Lexical set(s) | Word used | Average F1 | Average F2 |
FLEECE | beet | 268 | 2281 |
GOOSE | boot | 309 | 1473 |
THOUGHT/CLOTH | bought | 557 | 587 |
KIT | pit | 380 | 2337 |
FOOT | put | 415 | 734 |
GOAT | boat | 454 | 1310 |
NURSE | Bert | 490 | 1271 |
LOT | pot | 669 | 995 |
STRUT | putt | 600 | 1081 |
START | Bart | 642 | 771 |
SQUARE | pair | 481 | 1317 |
CURE | pure | 288 | 1536 |
NORTH/FORCE | port | 360 | 570 |
DRESS | pet | 594 | 1970 |
MOUTH | bout | 647 | 1607 |
PRICE | pie | 657 | 1058 |
CHOICE | poi | 371 | 1147 |
TRAP/BATH | pat | 750 | 1712 |
PALM | Praat | 666 | 889 |
FACE | pate | 470 | 2069 |
Re: English vowel systems and lexical sets
Posted: Wed Jan 01, 2025 1:36 pm
by Travis B.
Travis B. wrote: ↑Wed Jan 01, 2025 1:21 pm
There is a street in Milwaukee named
Teutonia, which in the dialect here is pronounced /taɪˈtoʊnjə/ [tʰăĕ̯ˈtʰø̞̃ːnjə(ː)]* or /təɪˈtoʊnjə/ [tʰə̆ĕ̯ˈtʰø̞̃ːnjə(ː)]* (both pronunciations feel right to me, but I would favor the former if speaking carefully). This is completely non-obvious to non-locals. My guess is the name is influenced by German dialects in which the historical equivalent to StG /ɔʏ/ has merged with the historical equivalent to StG /aɪ/ as an unrounded diphthong. (These sorts of pronounciations can be heard in things ranging from
Anh/aɪ/
ser-Busch to the name
Pr/aɪ/
ssler..)
* Yes, I'm sure these have rounded front vowels. However, you might differ if you heard them recorded, as they don't sound much like, say, StG [øː].

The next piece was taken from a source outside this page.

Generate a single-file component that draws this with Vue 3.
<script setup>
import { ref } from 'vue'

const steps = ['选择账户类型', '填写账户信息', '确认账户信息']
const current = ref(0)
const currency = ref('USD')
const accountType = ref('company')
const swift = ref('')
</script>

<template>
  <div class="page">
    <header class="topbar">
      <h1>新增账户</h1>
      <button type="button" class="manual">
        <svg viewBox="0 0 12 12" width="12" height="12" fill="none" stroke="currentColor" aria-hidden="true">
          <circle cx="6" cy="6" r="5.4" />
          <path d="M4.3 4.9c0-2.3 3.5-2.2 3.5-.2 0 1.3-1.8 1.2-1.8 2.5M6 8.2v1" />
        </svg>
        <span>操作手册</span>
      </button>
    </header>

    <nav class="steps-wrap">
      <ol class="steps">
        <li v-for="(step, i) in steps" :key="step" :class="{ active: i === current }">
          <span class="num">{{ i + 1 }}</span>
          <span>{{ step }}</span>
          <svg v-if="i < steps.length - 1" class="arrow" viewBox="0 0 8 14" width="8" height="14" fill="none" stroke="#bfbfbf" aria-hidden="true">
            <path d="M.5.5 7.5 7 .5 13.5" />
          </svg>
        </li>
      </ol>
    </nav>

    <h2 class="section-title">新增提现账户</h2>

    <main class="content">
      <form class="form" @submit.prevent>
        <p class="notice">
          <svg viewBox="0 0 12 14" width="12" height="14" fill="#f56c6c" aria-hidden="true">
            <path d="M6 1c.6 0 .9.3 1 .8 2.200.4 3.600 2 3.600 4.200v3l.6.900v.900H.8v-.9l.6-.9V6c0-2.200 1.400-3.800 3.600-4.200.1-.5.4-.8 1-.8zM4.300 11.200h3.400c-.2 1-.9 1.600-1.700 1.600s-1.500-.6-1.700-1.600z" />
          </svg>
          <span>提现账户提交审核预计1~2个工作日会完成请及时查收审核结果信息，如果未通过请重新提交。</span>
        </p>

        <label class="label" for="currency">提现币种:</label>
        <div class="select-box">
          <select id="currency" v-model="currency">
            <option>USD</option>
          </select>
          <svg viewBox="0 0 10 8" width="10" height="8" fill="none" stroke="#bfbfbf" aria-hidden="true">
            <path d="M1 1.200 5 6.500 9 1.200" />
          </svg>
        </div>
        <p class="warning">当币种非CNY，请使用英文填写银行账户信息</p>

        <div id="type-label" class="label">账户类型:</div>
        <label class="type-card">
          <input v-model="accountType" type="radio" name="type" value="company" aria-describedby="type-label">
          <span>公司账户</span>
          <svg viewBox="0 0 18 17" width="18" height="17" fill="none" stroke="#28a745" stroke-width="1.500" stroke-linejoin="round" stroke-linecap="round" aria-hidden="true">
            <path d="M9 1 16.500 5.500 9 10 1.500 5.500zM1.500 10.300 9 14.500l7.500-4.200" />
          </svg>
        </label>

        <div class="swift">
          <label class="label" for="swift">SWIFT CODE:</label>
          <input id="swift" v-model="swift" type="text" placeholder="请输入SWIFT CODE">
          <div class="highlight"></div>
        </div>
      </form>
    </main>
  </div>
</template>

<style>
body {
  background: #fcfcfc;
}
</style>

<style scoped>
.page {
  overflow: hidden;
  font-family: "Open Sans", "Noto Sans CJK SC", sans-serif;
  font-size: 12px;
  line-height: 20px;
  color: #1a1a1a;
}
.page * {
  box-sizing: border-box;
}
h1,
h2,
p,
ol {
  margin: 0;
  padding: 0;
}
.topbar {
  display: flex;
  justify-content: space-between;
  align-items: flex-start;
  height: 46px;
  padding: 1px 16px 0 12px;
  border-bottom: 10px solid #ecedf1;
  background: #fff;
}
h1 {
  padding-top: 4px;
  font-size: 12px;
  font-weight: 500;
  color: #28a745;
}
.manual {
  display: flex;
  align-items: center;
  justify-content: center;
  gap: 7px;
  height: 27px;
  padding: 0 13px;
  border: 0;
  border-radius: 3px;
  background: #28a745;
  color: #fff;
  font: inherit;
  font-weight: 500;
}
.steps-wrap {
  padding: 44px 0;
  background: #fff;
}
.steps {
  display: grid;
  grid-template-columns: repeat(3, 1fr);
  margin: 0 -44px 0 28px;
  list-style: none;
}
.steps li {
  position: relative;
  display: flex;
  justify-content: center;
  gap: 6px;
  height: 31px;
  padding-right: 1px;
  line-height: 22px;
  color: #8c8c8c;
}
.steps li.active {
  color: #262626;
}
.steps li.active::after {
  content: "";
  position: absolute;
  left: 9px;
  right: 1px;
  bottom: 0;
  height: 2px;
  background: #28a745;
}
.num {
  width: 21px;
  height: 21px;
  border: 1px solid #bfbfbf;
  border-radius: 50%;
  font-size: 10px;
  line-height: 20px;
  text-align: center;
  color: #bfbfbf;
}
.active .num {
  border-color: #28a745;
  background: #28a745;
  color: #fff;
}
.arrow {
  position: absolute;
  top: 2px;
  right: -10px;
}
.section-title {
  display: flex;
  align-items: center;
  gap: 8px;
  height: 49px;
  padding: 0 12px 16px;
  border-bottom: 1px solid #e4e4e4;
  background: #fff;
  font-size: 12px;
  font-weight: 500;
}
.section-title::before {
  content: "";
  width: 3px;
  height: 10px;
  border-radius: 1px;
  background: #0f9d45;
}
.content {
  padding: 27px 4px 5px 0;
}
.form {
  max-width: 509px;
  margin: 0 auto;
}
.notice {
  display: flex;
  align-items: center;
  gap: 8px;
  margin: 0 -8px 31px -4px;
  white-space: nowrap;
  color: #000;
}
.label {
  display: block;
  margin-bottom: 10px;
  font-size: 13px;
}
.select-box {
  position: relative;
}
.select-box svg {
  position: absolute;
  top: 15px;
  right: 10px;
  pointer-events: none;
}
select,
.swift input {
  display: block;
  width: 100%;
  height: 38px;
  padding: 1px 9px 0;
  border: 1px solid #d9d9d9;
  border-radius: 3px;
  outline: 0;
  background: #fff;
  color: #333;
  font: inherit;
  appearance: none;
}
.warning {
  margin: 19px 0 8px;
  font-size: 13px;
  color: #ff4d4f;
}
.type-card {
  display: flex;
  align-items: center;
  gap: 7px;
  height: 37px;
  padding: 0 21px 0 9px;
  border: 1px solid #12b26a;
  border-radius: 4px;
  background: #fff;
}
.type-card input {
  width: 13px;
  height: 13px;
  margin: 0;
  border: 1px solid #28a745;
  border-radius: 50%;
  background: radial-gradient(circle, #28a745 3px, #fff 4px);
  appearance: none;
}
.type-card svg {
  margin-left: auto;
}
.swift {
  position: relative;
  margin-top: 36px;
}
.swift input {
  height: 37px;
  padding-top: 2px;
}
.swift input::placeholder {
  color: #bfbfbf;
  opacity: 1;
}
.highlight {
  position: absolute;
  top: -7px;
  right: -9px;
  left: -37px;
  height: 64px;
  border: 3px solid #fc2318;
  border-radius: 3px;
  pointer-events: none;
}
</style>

I just checked my native [ø̞(ː)] versus my rendering of StG [øː], which I checked for correctness based on comparison with German on YouTube, and then watched myself pronounce each of them in front of a mirror, and the difference (aside from closeness) really seems to be that my native [ø̞(ː)] is endolabial whereas StG [øː] is exolabial, and only the exolabial [øː] has its characteristic 'rhotic' sound.
Re: English vowel systems and lexical sets
Posted: Sat Jan 04, 2025 11:45 am
by jcb
Wait, it’s unrounded? I haven’t heard of that before…
If I intentionally round my lips when saying BOOT, I get (roughly) 1000 Hz (F2) * 350 Hz (F1).
How are you exporting and then storing the data for each diphthong from Praat to use it in R?